How Sydney's geography creates a specific systems challenge
Sydney (population 5.4M) concentrates nightlife in a compact geography: CBD and Kings Cross hold the highest density of stadiums, luxury hotels, and harbour-side venues in the metro. That density produces a surge dynamic that most crowd-management plans don't model correctly.
When a major stadium event in CBD releases several thousand people simultaneously, the crowd doesn't dissipate — it flows into Kings Cross within 15–20 minutes. Adjacent venues absorb a 40–120% patron volume increase during exactly the window when most security postures are scaling down, not up. The documented risk profile — alcohol-related incidents concentrated in CBD and Kings Cross, tourist-area pickpocketing concentrated in Kings Cross, Bondi, and Surry Hills — plays out against this surge background on a weekly basis during peak season.
| Factor | Sydney detail |
|---|---|
| Metro population | 5.4M |
| Nightlife precincts | CBD, Kings Cross, Bondi, Surry Hills |
| Documented risks | Alcohol-related incidents, tourist-area pickpocketing |
| Venue categories | Stadiums, luxury hotels, harbour-side venues |
| Governing law | NSW Security Industry Act 1997 |
Officers who have actually worked Sydney's CBD and Kings Cross corridors know the highest-risk window for alcohol-related incidents is the 8 minutes after a major stadium event ends, not the 2 hours during it. That's operationally specific knowledge that generic crowd-management training doesn't produce.
What a functional crowd-management plan actually contains
A crowd-management plan for a Sydney venue is not a staffing schedule. It's an operational document that describes how you manage movement, behaviour, and safety from arrival through post-close dispersal into surrounding streets. Here's what the functional version covers:
Zone-based capacity, not building-wide headcount. Main floor, bar, outdoor terrace, VIP — each zone has its own density ceiling. Crowd-crush risk initiates from zone overload, not total venue capacity breach.

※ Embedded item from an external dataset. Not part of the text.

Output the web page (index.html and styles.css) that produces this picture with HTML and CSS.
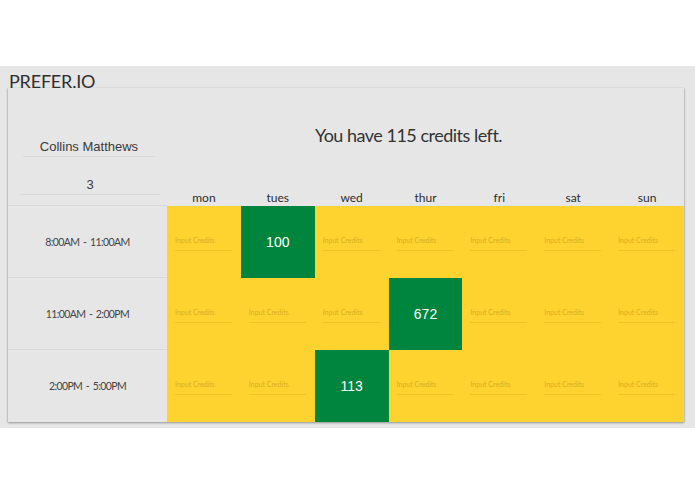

Entry flow rate specification. For CBD and Kings Cross venues, admission demand concentrates between 10 PM and midnight. The plan specifies admission rate (people per minute) before external queue density becomes its own safety variable — especially on streets adjacent to stadium events.
Sector-assigned interior patrol. The interior divided into discrete patrol sectors, each assigned to a specific licensed officer. Overlapping coverage in some areas and gaps in others is a documented failure mode. Officers do not share sectors.
Escalation protocol with defined handoff to emergency services. Verbal de-escalation → physical intervention → contact with Sydney emergency services. Every officer knows the sequence before doors open.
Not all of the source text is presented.